- [Web page code records]:
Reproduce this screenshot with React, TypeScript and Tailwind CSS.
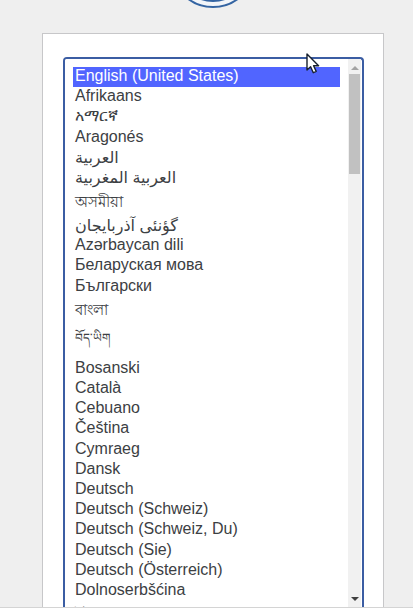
import { useState } from "react"

const languages = [
  { value: "en_US", label: "English (United States)", row: "h-5 text-base" },
  { value: "af", label: "Afrikaans", row: "h-5 text-base" },
  { value: "am", label: "አማርኛ", row: "h-[21px] text-base" },
  { value: "arg", label: "Aragonés", row: "h-5 text-base" },
  { value: "ar", label: "العربية", row: "h-5 text-base" },
  { value: "ary", label: "العربية المغربية", row: "h-[21px] text-base" },
  { value: "as", label: "অসমীয়া", row: "h-[27px] pt-px text-[15px]" },
  { value: "azb", label: "گؤنئی آذربایجان", row: "h-5 text-base" },
  { value: "az", label: "Azərbaycan dili", row: "h-5 text-base" },
  { value: "bel", label: "Беларуская мова", row: "h-[21px] text-base" },
  { value: "bg_BG", label: "Български", row: "h-5 text-base" },
  { value: "bn_BD", label: "বাংলা", row: "h-[27px] pt-px text-[15px]" },
  { value: "bo", label: "བོད་ཡིག", row: "h-[35px] text-xs" },
  { value: "bs_BA", label: "Bosanski", row: "h-5 text-base" },
  { value: "ca", label: "Català", row: "h-5 text-base" },
  { value: "ceb", label: "Cebuano", row: "h-5 text-base" },
  { value: "cs_CZ", label: "Čeština", row: "h-[21px] text-base" },
  { value: "cy", label: "Cymraeg", row: "h-5 text-base" },
  { value: "da_DK", label: "Dansk", row: "h-5 text-base" },
  { value: "de_DE", label: "Deutsch", row: "h-5 text-base" },
  { value: "de_CH", label: "Deutsch (Schweiz)", row: "h-5 text-base" },
  { value: "de_CH_informal", label: "Deutsch (Schweiz, Du)", row: "h-[21px] text-base" },
  { value: "de_DE_formal", label: "Deutsch (Sie)", row: "h-5 text-base" },
  { value: "de_AT", label: "Deutsch (Österreich)", row: "h-5 text-base" },
  { value: "dsb", label: "Dolnoserbšćina", row: "h-5 text-base" },
  { value: "dzo", label: "རྫོང་ཁ", row: "h-[35px] text-xs" },
]

function Logo() {
  return (
    <svg className="-mt-[78px] size-[86px] shrink-0" viewBox="0 0 86 86" aria-hidden="true">
      <circle cx="43" cy="43" r="42" fill="#f2f5f9" stroke="#3464a2" strokeWidth="2" />
      <circle cx="43" cy="43" r="37" fill="#3464a2" />
    </svg>
  )
}

function Scrollbar() {
  return (
    <div className="mr-px flex w-[13px] shrink-0 flex-col items-center bg-[#f1f1f1] pt-[6px] pb-[5px]" aria-hidden="true">
      <svg className="h-[5px] w-2 shrink-0" viewBox="0 0 8 5">
        <path d="M0 5 4 1l4 4z" fill="#a3a3a3" />
      </svg>
      <div className="mt-1 h-[100px] w-[11px] shrink-0 bg-[#c1c1c1]" />
      <svg className="mt-auto h-[5px] w-2 shrink-0" viewBox="0 0 8 5">
        <path d="M0 0h8L4 4z" fill="#404040" />
      </svg>
    </div>
  )
}

function Pointer() {
  return (
    <svg className="pointer-events-none absolute top-[19px] right-[63px] h-[22px] w-[14px]" viewBox="0 0 14 22" aria-hidden="true">
      <path
        d="M1 1v16l3.6-3.3 2.7 6 2.9-1.3-2.6-5.7h5z"
        fill="#fff"
        stroke="#17202e"
        strokeWidth="1.4"
        strokeLinejoin="round"
      />
    </svg>
  )
}

export default function App() {
  const [language, setLanguage] = useState("en_US")

  return (
    <div className="flex h-screen flex-col overflow-hidden border-b border-[#d4d4d4] bg-[#efefef] pr-[29px] pl-[42px] font-['Liberation_Sans',Arial,'DejaVu_Sans','Noto_Sans',sans-serif] text-base">
      <header className="flex h-[33px] shrink-0 justify-center">
        <Logo />
      </header>

      <form className="relative flex min-h-0 flex-1 flex-col border border-b-0 border-[#c7c7c9] bg-white pt-[23px] pr-[19px] pl-5">
        <label htmlFor="language" className="sr-only">
          Select a default language
        </label>
        <div className="flex min-h-0 flex-1 overflow-hidden rounded-t border-2 border-b-0 border-[#3b5da3] bg-white">
          <select
            id="language"
            size={26}
            value={language}
            onChange={(e) => setLanguage(e.target.value)}
            className="min-w-0 flex-1 appearance-none overflow-hidden bg-white pt-2 pr-2 pl-2 text-[#3c4043] outline-none"
          >
            {languages.map(({ value, label, row }) => (
              <option
                key={value}
                value={value}
                className={`${row} px-[2px] leading-[18px] checked:bg-[#5165ff] checked:bg-linear-to-r checked:from-[#5165ff] checked:to-[#5165ff] checked:[-webkit-text-fill-color:#fff]`}
              >
                {label}
              </option>
            ))}
          </select>
          <Scrollbar />
        </div>
        <Pointer />
      </form>
    </div>
  )
}
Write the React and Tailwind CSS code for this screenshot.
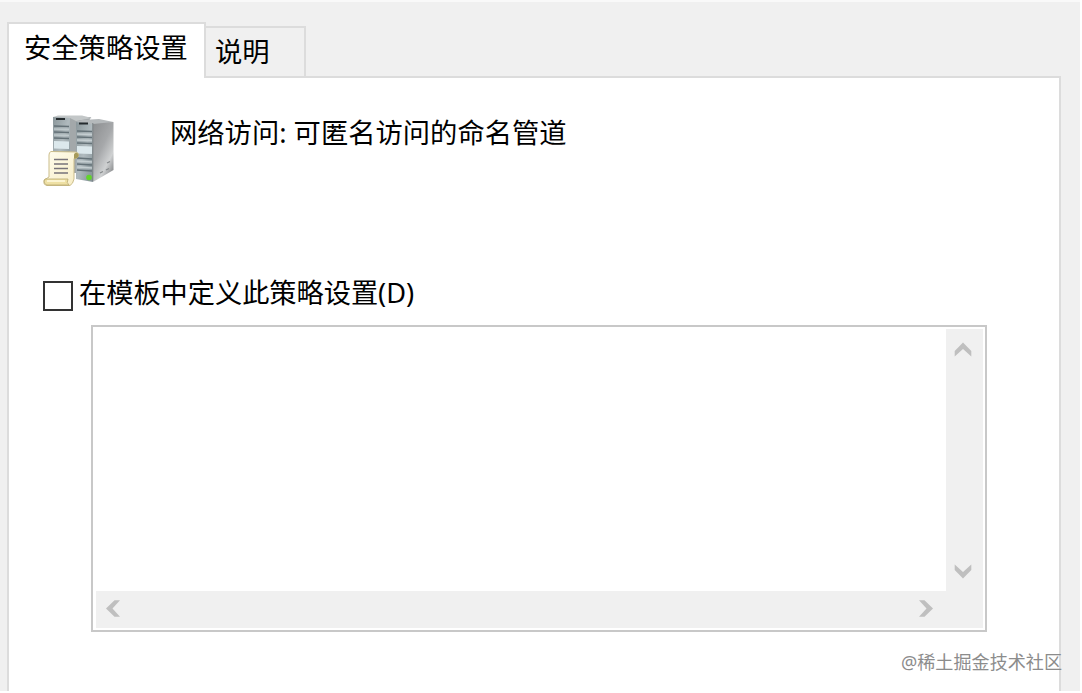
import React from 'react'

const ServerIcon = () => (
    <svg className="block w-[74px] h-[76px] shrink-0 blur-[0.4px]" viewBox="0 0 74 76" fill="none">
        <defs>
            <linearGradient id="front" x1="0" y1="0" x2="1" y2="1">
                <stop offset="0" stopColor="#8b979b" />
                <stop offset="0.5" stopColor="#b0babe" />
                <stop offset="1" stopColor="#808e93" />
            </linearGradient>
            <linearGradient id="side" x1="0" y1="0" x2="0.7" y2="1">
                <stop offset="0" stopColor="#8a8c8e" />
                <stop offset="0.5" stopColor="#a6a8aa" />
                <stop offset="0.8" stopColor="#cfd1d2" />
                <stop offset="1" stopColor="#8f9193" />
            </linearGradient>
            <linearGradient id="paper" x1="0" y1="0" x2="1" y2="1">
                <stop offset="0" stopColor="#fffdf0" />
                <stop offset="1" stopColor="#f7ecc2" />
            </linearGradient>
        </defs>

        {/* rear tower */}
        <path d="M27 4L49 4L46 10V60H27Z" fill="#a3a8aa" />
        <path d="M11 4L28 4V60H11Z" fill="url(#front)" />
        <path d="M11 4L16 2.5H40L50 5L34 8L28 5Z" fill="#c3c7c8" />
        <path d="M14 5H23V7H14Z" fill="#252b2e" />
        <path d="M12 13L27 13.5M12 19L27 19.5M12 25L27 25.5M12 39L27 39.5" stroke="#647177" strokeWidth="1.6" />
        <path d="M12 16L27 16.5M12 22L27 22.5" stroke="#bec8cb" strokeWidth="1.3" />
        <path d="M12 28L27 28.5V36L12 35.5Z" fill="#dce8ec" />

        {/* front tower */}
        <path d="M50 9L71.5 9V57L51 69Z" fill="url(#side)" />
        <path d="M34 9L51 9V69L34 66Z" fill="url(#front)" />
        <path d="M34 9L40 7L57 6L71.5 9L51 11Z" fill="#b5b9bb" />
        <path d="M37 9.5H46V11.5H37Z" fill="#252b2e" />
        <path d="M35 18L50 18.5M35 24L50 24.5M35 30L50 30.5M35 45L50 46M35 51L50 52M35 57L50 58" stroke="#657278" strokeWidth="1.6" />
        <path d="M35 21L50 21.5M35 27L50 27.5M35 48L50 49M35 54L50 55" stroke="#c5ced1" strokeWidth="1.3" />
        <path d="M35 33L50 33.5V41L35 40.5Z" fill="#dce8ec" />
        <path d="M50.8 10V68" stroke="#7a8184" strokeWidth="1" />
        <path d="M58 60L61 58.5M64 57L67 55.5M65 50L68 48.5" stroke="#85898b" strokeWidth="1.3" />
        <circle cx="47" cy="64.5" r="2.8" fill="#62d52b" />

        {/* scroll */}
        <path d="M9 38.5L34 39Q37 39.5 36.5 43L34 45.5H32L32 66Q31 71 28 72.5H5Q1 72 2 67L7 64V42Q7 39 9 38.5Z" fill="url(#paper)" stroke="#cbbd8b" strokeWidth="1" />
        <path d="M32 45.5V41.5Q33 38.5 36 40.5Q38 43.5 34 45.5Z" fill="#a69a59" />
        <path d="M3 66H26Q24 70 27 72H5Q1 71 3 66Z" fill="#eee0a4" stroke="#b9a970" strokeWidth="0.8" />
        <path d="M5 68H23" stroke="#fffbe0" strokeWidth="1.5" />
        <path d="M12 46.5H26M12 51H26M12 55.5H26M12 60H26" stroke="#77737a" strokeWidth="1.5" />
    </svg>
)

const Arrow = ({ className }) => (
    <svg className={`block w-[18px] h-[15px] ${className}`} viewBox="0 0 18 15">
        <path d="M9 0.5L17.3 9V14.5L9 7L0.7 14.5V9Z" fill="#bfbfbf" />
    </svg>
)

const Tabs = () => (
    <div className="flex items-end -mb-0.5 text-[27.3px] leading-[36px]">
        <div className="relative z-10 w-[199px] h-14 pl-[15px] pt-1.5 bg-white border-2 border-b-0 border-[#dcdcdc] whitespace-nowrap">
            安全策略设置
        </div>
        <div className="w-[100px] h-[52px] pl-[9px] pt-1.5 border-t-2 border-r-2 border-[#dcdcdc] whitespace-nowrap">
            说明
        </div>
    </div>
)

const PolicyList = () => (
    <div className="w-[896px] h-[307px] ml-[82px] mt-[13px] p-0.5 border-2 border-[#c8c8c8] bg-white flex flex-col">
        <div className="flex h-[262px]">
            <div className="flex-1" />
            <div className="w-[37px] bg-[#f0f0f0] flex flex-col items-center justify-between pt-[13px] pb-[12px]">
                <Arrow className="-ml-[3px]" />
                <Arrow className="rotate-180 -ml-[3px]" />
            </div>
        </div>
        <div className="flex h-[37px] items-center justify-between ml-px bg-[#f0f0f0] pl-2 pr-[48px] pb-0.5">
            <Arrow className="-rotate-90" />
            <Arrow className="rotate-90" />
        </div>
    </div>
)

const App = () => {
    return (
        <div className="w-[1082px] h-[693px] bg-white overflow-hidden text-black font-['Noto_Sans','Noto_Sans_CJK_SC',sans-serif]">
            <div className="relative flex flex-col w-[1080px] h-[691px] pl-[7px] pr-[19px] pt-[20px] bg-[#f0f0f0] border-t-2 border-[#f9f9f9]">
                <Tabs />
                <main className="flex-1 border-2 border-b-0 border-[#dcdcdc] bg-white">
                    <div className="flex h-[198px] pl-[33px] pt-[35px]">
                        <ServerIcon />
                        <p className="ml-[54px] mt-0.5 text-[27.3px] leading-[36px] whitespace-nowrap">
                            网络访问: 可匿名访问的命名管道
                        </p>
                    </div>
                    <label className="flex items-start h-9 pl-[34px] text-[27.2px] leading-[36px]">
                        <span className="w-[30px] h-[30px] mt-[5px] mr-1.5 border-2 border-[#333333] bg-white" />
                        <span className="-mt-px whitespace-nowrap">在模板中定义此策略设置(D)</span>
                    </label>
                    <PolicyList />
                </main>
                <span className="absolute left-[901px] top-[648px] text-[18.1px] leading-6 text-[#8c8c8c] whitespace-nowrap">
                    @稀土掘金技术社区
                </span>
            </div>
        </div>
    )
}

export default App
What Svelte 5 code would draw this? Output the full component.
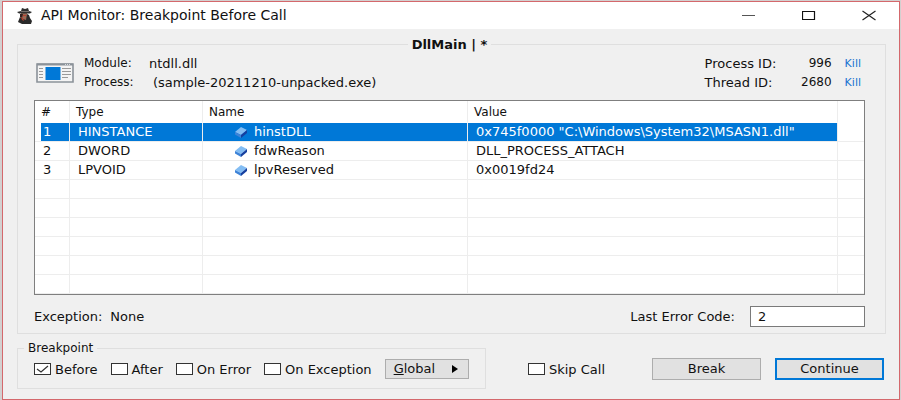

- [WORK INSTRUCTIONS]: Take the lines above starting at the one containing "Write the React" and ending at the one containing "import React from 'react'", and print them again exactly, without pictures.

- [OUTPUT FOR THIS EXERCISE]:
Write the React and Tailwind CSS code for this screenshot.
import React from 'react'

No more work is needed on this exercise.